I had two beers with dinner tonight – and then it was all over. As I was getting the kids out of the shower I actually walked over to the telephone to call you. I saw my hand reaching out to grab the phone and then all of a sudden I gasped. In just an instance I had forgotten you were dead, thought of something I wanted to tell you and then was reminded all over again that you could not be reached. All it took was two beers. I didn’t cry or get upset, but I was so amazed that such a thing could happen. Is this a good sign or a bad one? I am not sure. Maybe because it was a beautiful day and I had pizza and beer with my friends and life for a moment felt normal – that I momentarily forgot how miserable I actually am.

Maybe this is the key to everything. Distracting myself and throwing myself so far into living that I don’t have to time to feel sadness. Maybe because your photos are not in the house yet – maybe because I am just trying so very hard not to look as bad on the outside as I feel on the inside.

I went back to the house today. I have no idea why. I stood in the backyard and just felt a comfort I don’t feel anywhere else. It is the same feeling I get in the cemetery. A terribly sad feeling that is overshadowed with sweet memories of you and of our life together. I wish someone would change the freaking locks already so I can’t go back. It is enough that I have the cemetery to go to. I could easily spend all my time shuffling back and forth between the house and the cemetery, just living in the past until I probably go crazy. I should give the keys to a friend and just take control of my own actions. No – I don’t see myself being that proactive.

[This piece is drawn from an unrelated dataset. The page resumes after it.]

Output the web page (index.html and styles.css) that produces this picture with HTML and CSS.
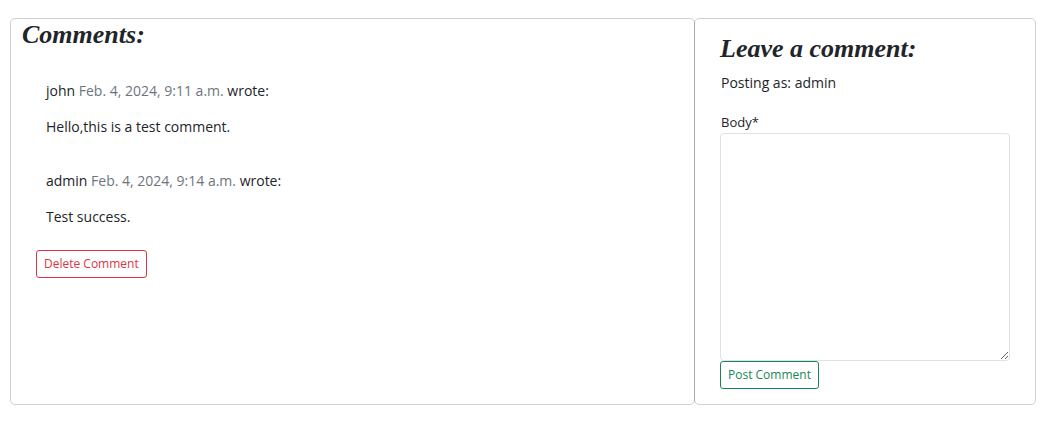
FILE: index.html
```html
<!DOCTYPE html>
<html>
<head>
<meta charset="utf-8">
<link rel="stylesheet" href="styles.css">
</head>
<body>
<div class="row">
  <section class="card comments-card">
    <h3 class="heading">Comments:</h3>
    <div class="comment">
      <p class="meta">john <span class="date">Feb. 4, 2024, 9:11 a.m.</span> wrote:</p>
      <p class="body">Hello,this is a test comment.</p>
    </div>
    <div class="comment">
      <p class="meta">admin <span class="date">Feb. 4, 2024, 9:14 a.m.</span> wrote:</p>
      <p class="body">Test success.</p>
    </div>
    <button class="btn btn-danger">Delete Comment</button>
  </section>
  <section class="card form-card">
    <h3 class="heading">Leave a comment:</h3>
    <p class="posting">Posting as: admin</p>
    <label class="label" for="body">Body*</label>
    <textarea id="body" class="textarea"></textarea>
    <button class="btn btn-success">Post Comment</button>
  </section>
</div>
</body>
</html>
```

FILE: styles.css
```css
html, body {
  margin: 0;
  padding: 0;
  background: #fff;
}
body {
  font-family: "Open Sans", "Noto Sans", sans-serif;
  font-size: 14px;
  color: #212529;
}
.row {
  display: flex;
  padding: 18px 9px 0 10px;
}
.card {
  border: 1px solid rgba(0,0,0,0.18);
  border-radius: 5px;
  height: 387px;
  box-sizing: border-box;
  display: flex;
  flex-direction: column;
  align-items: flex-start;
}
.comments-card {
  width: 685px;
  padding: 0 0 0 11px;
}
.form-card {
  width: 342px;
  margin-left: -1px;
  padding: 14px 0 0 25px;
}
.heading {
  font-family: "Liberation Serif", "DejaVu Serif", serif;
  font-style: italic;
  font-weight: 700;
  font-size: 26px;
  line-height: 32px;
  margin: 0;
  color: #212529;
}
.comment {
  padding-left: 24px;
  margin-top: 30px;
}
.comment + .comment {
  margin-top: 34px;
}
.comment p {
  margin: 0;
  line-height: 20px;
}
.comment .body {
  margin-top: 16px;
}
.date {
  color: #6c757d;
}
.btn {
  font-family: "Open Sans", "Noto Sans", sans-serif;
  font-size: 12px;
  line-height: 18px;
  background: #fff;
  border-radius: 3px;
  padding: 4px 7px 4px;
  cursor: pointer;
}
.btn-danger {
  color: #dc3545;
  border: 1px solid #dc3545;
  margin: 23px 0 0 14px;
}
.btn-success {
  color: #198754;
  border: 1px solid #198754;
  margin: 0;
}
.posting {
  margin: 8px 0 0 1px;
  line-height: 20px;
}
.label {
  margin: 19px 0 0 1px;
  font-size: 13px;
  line-height: 20px;
}
.textarea {
  margin: 1px 0 0 0;
  width: 290px;
  height: 228px;
  box-sizing: border-box;
  border: 1px solid #dee2e6;
  border-radius: 4px;
  font-family: inherit;
  resize: both;
}
```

Your six year old son has lost his two front teeth. I can’t believe you aren’t here to see his goofy, yet adorable face. This is such a quirky milestone in a child’s life. The only moment in time where they have no front teeth. They talk funny, can’t eat well and as the larger teeth come in – they grow up almost right in front of you. Some days I just really can't believe you aren't here to share with me all the joys of our beautiful children.

You are missing so much these days I almost can’t keep track. I have found myself feeling very odd this week. I feel sad but the tears don’t come. I almost want to cry to release myself of some of the burden – but they just stay intact.

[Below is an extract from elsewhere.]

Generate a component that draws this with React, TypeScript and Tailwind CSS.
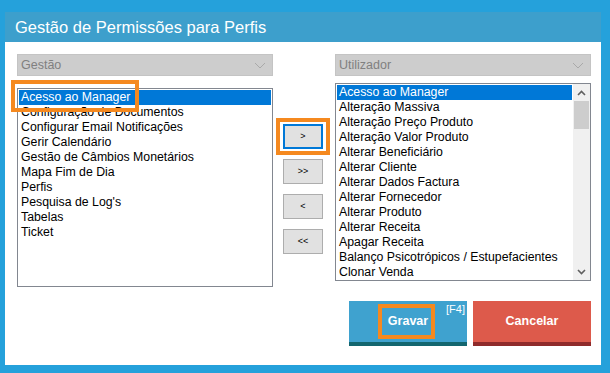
import React from "react";

const ESQUERDA = [
  "Acesso ao Manager",
  "Configuração de Documentos",
  "Configurar Email Notificações",
  "Gerir Calendário",
  "Gestão de Câmbios Monetários",
  "Mapa Fim de Dia",
  "Perfis",
  "Pesquisa de Log's",
  "Tabelas",
  "Ticket",
];

const DIREITA = [
  "Acesso ao Manager",
  "Alteração Massiva",
  "Alteração Preço Produto",
  "Alteração Valor Produto",
  "Alterar Beneficiário",
  "Alterar Cliente",
  "Alterar Dados Factura",
  "Alterar Fornecedor",
  "Alterar Produto",
  "Alterar Receita",
  "Apagar Receita",
  "Balanço Psicotrópicos / Estupefacientes",
  "Clonar Venda",
];

function Seletor({ label }: { label: string }) {
  return (
    <div className="flex h-[22px] items-center justify-between border border-[#c4c4c4] bg-[#cdcdcd] pl-[3px] pr-[6px] text-[12.5px] text-[#808080]">
      <span>{label}</span>
      <svg width="12" height="7" viewBox="0 0 12 7" fill="none">
        <path d="M1 1l5 5 5-5" stroke="#a9a9a9" strokeWidth="1" />
      </svg>
    </div>
  );
}

function Item({ texto, ativo }: { texto: string; ativo?: boolean }) {
  return (
    <div className={`h-[15px] whitespace-nowrap pl-[2px] text-[12.3px] leading-[15px] ${ativo ? "bg-[#0078d7] text-white" : "text-black"}`}>
      {texto}
    </div>
  );
}

function BotaoMover({ texto, foco }: { texto: string; foco?: boolean }) {
  return (
    <div className="relative">
      {foco && <div className="absolute left-[-7px] top-[-6px] h-[37px] w-[54px] border-4 border-[#f5891f]" />}
      <button
        className={`flex h-[25px] w-[40px] items-center justify-center bg-[#e1e1e1] text-[9px] text-black ${foco ? "border-2 border-[#0078d7]" : "border border-[#adadad]"}`}
      >
        {texto}
      </button>
    </div>
  );
}

export default function App() {
  return (
    <div className="h-[373px] w-[610px] bg-[#25a1db] pb-[8px] pl-[5px] pr-[9px] pt-[12px] font-['Liberation_Sans',Arial,sans-serif]">
      <div className="flex h-full flex-col bg-white">
        <div className="flex h-[30px] items-center bg-[#3d9fcc] pl-[10px] text-[16.5px] text-white">Gestão de Permissões para Perfis</div>

        <div className="flex pl-[12px] pt-[12px]">
          <div className="w-[256px]">
            <Seletor label="Gestão" />
            <div className="relative mt-[12px] h-[199px] border border-[#828790] p-[1px]">
              {ESQUERDA.map((t, i) => (
                <Item key={t} texto={t} ativo={i === 0} />
              ))}
              <div className="absolute left-[-7px] top-[-9px] h-[32px] w-[128px] border-4 border-[#f5891f]" />
            </div>
          </div>

          <div className="flex w-[62px] flex-col gap-[10px] pl-[10px] pt-[70px]">
            <BotaoMover texto=">" foco />
            <BotaoMover texto=">>" />
            <BotaoMover texto="<" />
            <BotaoMover texto="<<" />
          </div>

          <div className="w-[256px]">
            <Seletor label="Utilizador" />
            <div className="mt-[7px] flex h-[198px] border border-[#828790]">
              <div className="flex-1 overflow-hidden p-[1px]">
                {DIREITA.map((t, i) => (
                  <Item key={t} texto={t} ativo={i === 0} />
                ))}
              </div>
              <div className="flex w-[17px] flex-col bg-[#f0f0f0]">
                <div className="flex h-[17px] items-center justify-center">
                  <svg width="9" height="6" viewBox="0 0 9 6" fill="none">
                    <path d="M1 5l3.5-3.5L8 5" stroke="#606060" strokeWidth="1.6" />
                  </svg>
                </div>
                <div className="mx-[1px] h-[28px] bg-[#cdcdcd]" />
                <div className="flex-1" />
                <div className="flex h-[17px] items-center justify-center">
                  <svg width="9" height="6" viewBox="0 0 9 6" fill="none">
                    <path d="M1 1l3.5 3.5L8 1" stroke="#606060" strokeWidth="1.6" />
                  </svg>
                </div>
              </div>
            </div>
          </div>
        </div>

        <div className="mt-[14px] flex justify-end gap-[6px] pr-[10px]">
          <button className="relative flex h-[45px] w-[118px] items-center justify-center border-b-4 border-[#13666f] bg-[#3fa2cf] text-[12.5px] font-bold text-white">
            Gravar
            <span className="absolute right-[2px] top-[3px] text-[11px] font-normal leading-none">[F4]</span>
            <span className="absolute left-[29px] top-[3px] h-[35px] w-[57px] border-4 border-[#f5891f]" />
          </button>
          <button className="flex h-[45px] w-[118px] items-center justify-center border-b-4 border-[#8f2b2b] bg-[#dd5a4b] text-[12.5px] font-bold text-white">
            Cancelar
          </button>
        </div>
      </div>
    </div>
  );
}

We are slowly getting used to the new house. Very slowly. I find I have a much harder time adjusting then they do. I am more annoyed with the new house then anything else. Everything is different and I still walk around lost and out of sorts.
I just don’t feel like this is home. I am surrounded by familiar items but they all seem foreign in these new surroundings. I am trying to be patient. Trying.

I keep making promises to myself for the coming months. I have a wish list going on in my head. I want to calm down and stop feeling stressed out. I want to have more fun and go on enjoyable adventures with my children. I want to stop feeling like I am on an emotional roller coaster. I don’t want to go to one on one therapy. I have called someone twice and twice I have hung up before leaving a message. I just don’t feel like spending the time and energy on something that I think is a waste. Nothing anyone says is going to bring my husband back, make me feel less guilty or sad or whatever it is I feel.

I feel like at times I am much better when the voices in my head – aka my family stop harassing me and telling me what they think I should be doing. No one has walked in my shoes and yet everyone seems perfectly content telling me what I need to do to fix my situation.

At this point the only advice I am willing to take is to drink two beers and hang out with some friends.